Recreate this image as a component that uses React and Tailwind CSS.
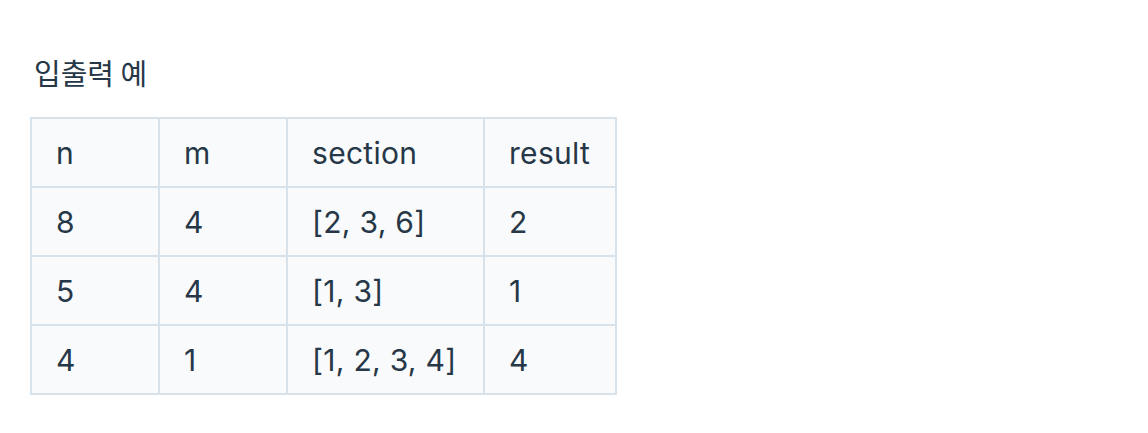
export default function App() {
  const rows = [
    ["8", "4", "[2, 3, 6]", "2"],
    ["5", "4", "[1, 3]", "1"],
    ["4", "1", "[1, 2, 3, 4]", "4"],
  ];
  const head = ["n", "m", "section", "result"];
  const font = { fontFamily: 'Inter, "Noto Sans CJK KR", sans-serif' };
  return (
    <div className="w-[1148px] h-[433px] bg-white text-[#263747] pt-[48px] pl-[34px]" style={font}>
      <h5 className="text-[29px] leading-[48px] font-normal" style={{ fontFamily: '"Noto Sans CJK KR", sans-serif' }}>입출력 예</h5>
      <table className="mt-[21px] -ml-[4px] border-collapse table-fixed w-[585px] text-[30px] tracking-[0.3px]">
        <colgroup>
          <col className="w-[128px]" />
          <col className="w-[128px]" />
          <col className="w-[197px]" />
          <col className="w-[132px]" />
        </colgroup>
        <thead>
          <tr>
            {head.map((h) => (
              <td key={h} className="border-2 border-[#d7e2eb] bg-[#f9fafc] h-[69px] px-[24px] py-0 leading-[36px] align-middle">{h}</td>
            ))}
          </tr>
        </thead>
        <tbody>
          {rows.map((r, i) => (
            <tr key={i}>
              {r.map((c, j) => (
                <td key={j} className="border-2 border-[#d7e2eb] bg-[#f9fafc] h-[69px] px-[24px] py-0 leading-[36px] align-middle whitespace-nowrap">{c}</td>
              ))}
            </tr>
          ))}
        </tbody>
      </table>
    </div>
  );
}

● ● ●

_DESCRIPTION OF THE TASK_
Return the full material word for word. Do not include the pictures.

_FULL OUTPUT_
Recreate this image as a component that uses React and Tailwind CSS.
export default function App() {
  const rows = [
    ["8", "4", "[2, 3, 6]", "2"],
    ["5", "4", "[1, 3]", "1"],
    ["4", "1", "[1, 2, 3, 4]", "4"],
  ];
  const head = ["n", "m", "section", "result"];
  const font = { fontFamily: 'Inter, "Noto Sans CJK KR", sans-serif' };
  return (
    <div className="w-[1148px] h-[433px] bg-white text-[#263747] pt-[48px] pl-[34px]" style={font}>
      <h5 className="text-[29px] leading-[48px] font-normal" style={{ fontFamily: '"Noto Sans CJK KR", sans-serif' }}>입출력 예</h5>
      <table className="mt-[21px] -ml-[4px] border-collapse table-fixed w-[585px] text-[30px] tracking-[0.3px]">
        <colgroup>
          <col className="w-[128px]" />
          <col className="w-[128px]" />
          <col className="w-[197px]" />
          <col className="w-[132px]" />
        </colgroup>
        <thead>
          <tr>
            {head.map((h) => (
              <td key={h} className="border-2 border-[#d7e2eb] bg-[#f9fafc] h-[69px] px-[24px] py-0 leading-[36px] align-middle">{h}</td>
            ))}
          </tr>
        </thead>
        <tbody>
          {rows.map((r, i) => (
            <tr key={i}>
              {r.map((c, j) => (
                <td key={j} className="border-2 border-[#d7e2eb] bg-[#f9fafc] h-[69px] px-[24px] py-0 leading-[36px] align-middle whitespace-nowrap">{c}</td>
              ))}
            </tr>
          ))}
        </tbody>
      </table>
    </div>
  );
}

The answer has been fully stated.